For those of you who have not read it, a quick synopsis: Jane, an orphan living with her terrible aunt and cousins (think Cinderella), has a strong imagination, or so she is told, that allows her to perceive ghosts/spirits/evil to the point where she makes herself ill. Her aunt, anxious to be rid of her, jumps at the chance to send her away to school, where she lives for many years, as a student and then a teacher. But after teaching for two years, Jane becomes bored and answers a call for a governess position at Thornfield Manor, where she is greeted by the housekeeper and a young energetic French girl, Adele.

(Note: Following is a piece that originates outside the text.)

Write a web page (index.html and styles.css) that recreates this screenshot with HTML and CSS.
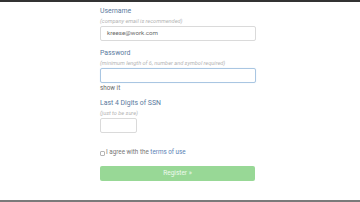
FILE: index.html
```html
<!DOCTYPE html>
<html>
<head>
<meta charset="utf-8">
<link rel="stylesheet" href="styles.css">
</head>
<body>
<div class="topbar"></div>
<main class="page">
  <form class="form">
    <div class="field user">
      <label class="label">Username</label>
      <div class="hint">(company email is recommended)</div>
      <div class="input wide">kreese@work.com</div>
    </div>
    <div class="field pass">
      <label class="label">Password</label>
      <div class="hint">(minimum length of 6, number and symbol required)</div>
      <div class="input wide focus"></div>
      <div class="show">show it</div>
    </div>
    <div class="field ssn">
      <label class="label">Last 4 Digits of SSN</label>
      <div class="hint">(just to be sure)</div>
      <div class="input short"></div>
    </div>
    <div class="agree">
      <span class="check"></span>
      <span>I agree with the <span class="link">terms of use</span></span>
    </div>
    <div class="button">Register »</div>
  </form>
</main>
<div class="bottombar"></div>
</body>
</html>
```
FILE: styles.css
```css
html, body {
  margin: 0;
  padding: 0;
  background: #ffffff;
  width: 360px;
  height: 202px;
  overflow: hidden;
  font-family: Roboto, "Liberation Sans", sans-serif;
}
body {
  display: flex;
  flex-direction: column;
}
.topbar {
  height: 2px;
  background: #333333;
  flex: none;
}
.page {
  flex: 1;
  display: flex;
  justify-content: flex-start;
  padding-left: 100px;
}
.form {
  width: 156px;
  display: flex;
  flex-direction: column;
  padding-top: 5px;
}
.field {
  display: flex;
  flex-direction: column;
}
.user { margin-bottom: 8px; }
.pass { margin-bottom: 5px; }
.ssn { margin-bottom: 15px; }
.label {
  font-size: 6.9px;
  line-height: 9px;
  color: #5a7a9e;
  font-weight: 400;
}
.hint {
  font-size: 5.6px;
  line-height: 8px;
  font-style: italic;
  color: #b4b4b4;
  margin-top: 1px;
  margin-bottom: 1px;
}
.input {
  box-sizing: border-box;
  height: 15px;
  border: 1px solid #dadada;
  border-radius: 2px;
  font-size: 6.2px;
  line-height: 13px;
  padding-left: 6px;
  color: #6a6a6a;
}
.input.wide { width: 156px; }
.input.focus { border-color: #a9c6e2; box-shadow: 0 0 1px #c9dcef; }
.input.short { width: 37px; }
.show {
  font-size: 6.3px;
  line-height: 9px;
  color: #6a6a6a;
  margin-top: 1px;
  margin-bottom: 1px;
}
.agree {
  display: flex;
  align-items: center;
  gap: 1px;
  font-size: 6.3px;
  line-height: 9px;
  color: #777;
}
.check {
  width: 3px;
  height: 3px;
  margin-top: 1px;
  border: 1px solid #b5b5b5;
  border-radius: 1px;
}
.link { color: #5a82b5; }
.button {
  margin-top: 9px;
  height: 15px;
  width: 155px;
  background: #98d896;
  border-radius: 2px;
  color: #eef9ee;
  font-size: 6.5px;
  line-height: 15px;
  text-align: center;
}
.bottombar {
  height: 2px;
  background: #7a7a7a;
  flex: none;
}
```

It is quite a while before Jane meets her employer, a dark and handsome man (obviously), Mr. Rochester. Secretly, Jane finds herself falling in love with him (duh), and much to her surprise, he seems to return the feeling. But strange things start happening at Thornfield: one night Jane saves Mr. Rochester from a fire in his room; on another she keeps watch over a wounded friend of Rochester’s while he attends to the mysterious assailant; and once Jane wakes to find some strange creature in her room trying on her things. And the whole time, the reader is like, WHAT THE HECK IS GOING ON? At least…I was. And when you do find out what’s going on, you’ll still be like, WHAT THE HECK IS GOING ON?

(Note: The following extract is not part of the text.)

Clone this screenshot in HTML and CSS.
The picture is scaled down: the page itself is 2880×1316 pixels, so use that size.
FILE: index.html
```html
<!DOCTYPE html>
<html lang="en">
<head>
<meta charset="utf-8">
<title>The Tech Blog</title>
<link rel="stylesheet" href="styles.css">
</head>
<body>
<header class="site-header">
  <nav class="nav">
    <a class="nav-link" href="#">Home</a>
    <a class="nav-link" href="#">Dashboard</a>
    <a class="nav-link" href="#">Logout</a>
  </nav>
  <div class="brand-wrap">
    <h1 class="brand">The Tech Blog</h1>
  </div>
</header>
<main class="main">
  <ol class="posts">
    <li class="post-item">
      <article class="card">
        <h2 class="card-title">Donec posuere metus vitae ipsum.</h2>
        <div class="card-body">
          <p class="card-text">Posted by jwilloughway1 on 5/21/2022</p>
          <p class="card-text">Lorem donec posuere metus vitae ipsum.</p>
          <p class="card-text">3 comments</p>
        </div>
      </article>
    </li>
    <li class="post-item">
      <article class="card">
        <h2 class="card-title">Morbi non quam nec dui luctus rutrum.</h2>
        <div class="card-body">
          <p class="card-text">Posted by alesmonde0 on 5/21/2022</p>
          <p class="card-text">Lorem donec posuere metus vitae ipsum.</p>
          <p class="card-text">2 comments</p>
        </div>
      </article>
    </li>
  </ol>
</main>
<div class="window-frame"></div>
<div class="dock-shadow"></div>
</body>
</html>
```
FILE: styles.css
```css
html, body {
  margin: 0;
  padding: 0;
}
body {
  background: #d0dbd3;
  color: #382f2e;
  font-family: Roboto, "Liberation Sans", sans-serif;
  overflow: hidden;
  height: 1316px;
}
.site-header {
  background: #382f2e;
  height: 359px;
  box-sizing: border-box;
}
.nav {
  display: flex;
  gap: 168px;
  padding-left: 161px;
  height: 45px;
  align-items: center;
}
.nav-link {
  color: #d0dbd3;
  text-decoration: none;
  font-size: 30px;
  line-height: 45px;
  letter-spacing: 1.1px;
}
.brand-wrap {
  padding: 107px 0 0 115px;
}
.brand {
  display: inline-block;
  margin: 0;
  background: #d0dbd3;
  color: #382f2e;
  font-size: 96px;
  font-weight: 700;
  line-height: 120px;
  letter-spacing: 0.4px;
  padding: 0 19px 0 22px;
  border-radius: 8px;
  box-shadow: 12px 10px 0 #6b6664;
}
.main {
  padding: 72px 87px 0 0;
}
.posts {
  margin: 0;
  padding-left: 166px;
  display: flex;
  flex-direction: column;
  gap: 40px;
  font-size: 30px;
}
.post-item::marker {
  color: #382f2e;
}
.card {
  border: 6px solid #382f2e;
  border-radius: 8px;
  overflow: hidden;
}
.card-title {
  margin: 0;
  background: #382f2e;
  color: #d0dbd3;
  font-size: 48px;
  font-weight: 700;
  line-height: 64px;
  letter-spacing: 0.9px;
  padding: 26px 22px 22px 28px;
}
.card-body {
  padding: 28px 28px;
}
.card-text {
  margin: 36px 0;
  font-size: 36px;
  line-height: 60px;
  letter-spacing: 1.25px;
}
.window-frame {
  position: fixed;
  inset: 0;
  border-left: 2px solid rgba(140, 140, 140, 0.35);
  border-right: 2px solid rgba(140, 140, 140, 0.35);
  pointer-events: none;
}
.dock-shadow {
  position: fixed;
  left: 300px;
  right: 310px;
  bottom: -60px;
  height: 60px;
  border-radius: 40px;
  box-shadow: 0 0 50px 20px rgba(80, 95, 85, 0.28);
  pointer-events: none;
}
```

Despite the fact that it took me three months to read (I had about 12 other books to read during that time, I promise!), this classic text is a page-turner, spurred on by Jane’s somewhat sassy narrative in which she often addresses the reader directly, justifying the somewhat unbelievable events of her story to make them utterly convincing. I’m glad I stuck it out, even though the MOVIE NEVER CAME TO MY TOWN. Guess I’ll have to wait for the RedBox, and in the meantime, watch the trailer over and over.

2 stars

My vote’s for Peeta.

The Hunger Games by Suzanne Collins (2008)

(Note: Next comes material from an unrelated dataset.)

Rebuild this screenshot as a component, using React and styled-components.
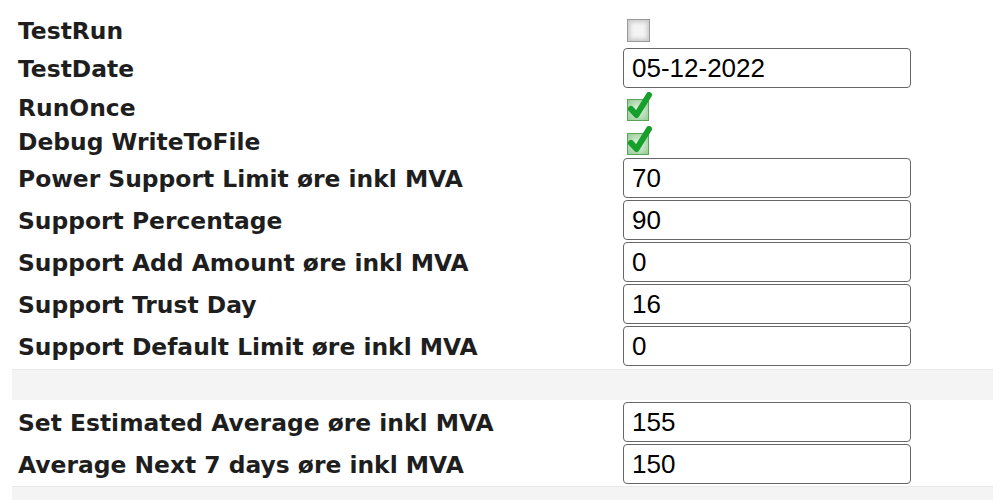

I have to admit something. Sometimes I think YA books are just better than grown-up books. I spend serious amounts of time in the kids and YA sections of book stores. There are just as many YA books that I want to read as adult literature. It’s embarrassing sometimes to be sitting in the dentist’s office reading books meant for fourteen year olds, when I’m almost twenty two. And yet, they’re just. so. good.

But I wouldn’t be embarrassed about this one.

Joining the ranks of The Giver, Farhenheit 451, and 1984, The Hunger Games tells the story of Katniss, a teenage girl attempting to keep her family alive in the post-apocalytic society of Panem. The Capitol of Panem, in order to remind their citizens who is in control, requires that two tributes (a male and female) from each district (12 districts total) be sent every year to complete in the Hunger Games, a gladiator-style, televised fight to the death. The worst part: the fighters are all children.

When Katniss’s younger sister is selected to be a tribute of District 12, Katniss volunteers to take her place and is suddenly thrust into a fight for her life. Quickly, Katniss must learn how to compete in an arena of killers, some of whom have been training their whole lives for the honor of being victor. Brutal, horrifying, and heartbreaking at times, Collins keeps the pages turning with Katniss’ dark humor and realistic struggles–struggles that all teens go through, despite her somewhat unique situation. OH, and there’s a romantic storyline too (TWO actually), so you’re sure to get your fix of teen angst. First, there’s Gale, Katniss’ best friend from District 12, the guy who has been her companion since childhood. Then there’s Peeta, Katniss’ District 12 partner in the Games, whose affections for Katniss may just be a plot to win. Katniss spends a lot of her time confused about who has feelings for whom and whether she likes anybody. Let’s be honest–when you’re a 16-year-old girl, who cares if 23 people are trying to kill you. What really matters at the end of the day is who you’re kissing.

This is just the first book of a trilogy, so the ending kind of sucks (it’s NOT and ending, in fact), but I’m almost through the second book and I’m loving this one even more. I’m thoroughly bummed that the next one isn’t coming out until the end of the summer. What’s a girl to do?

2.5 stars (I really want to give it a three. But I just can’t quite do it.)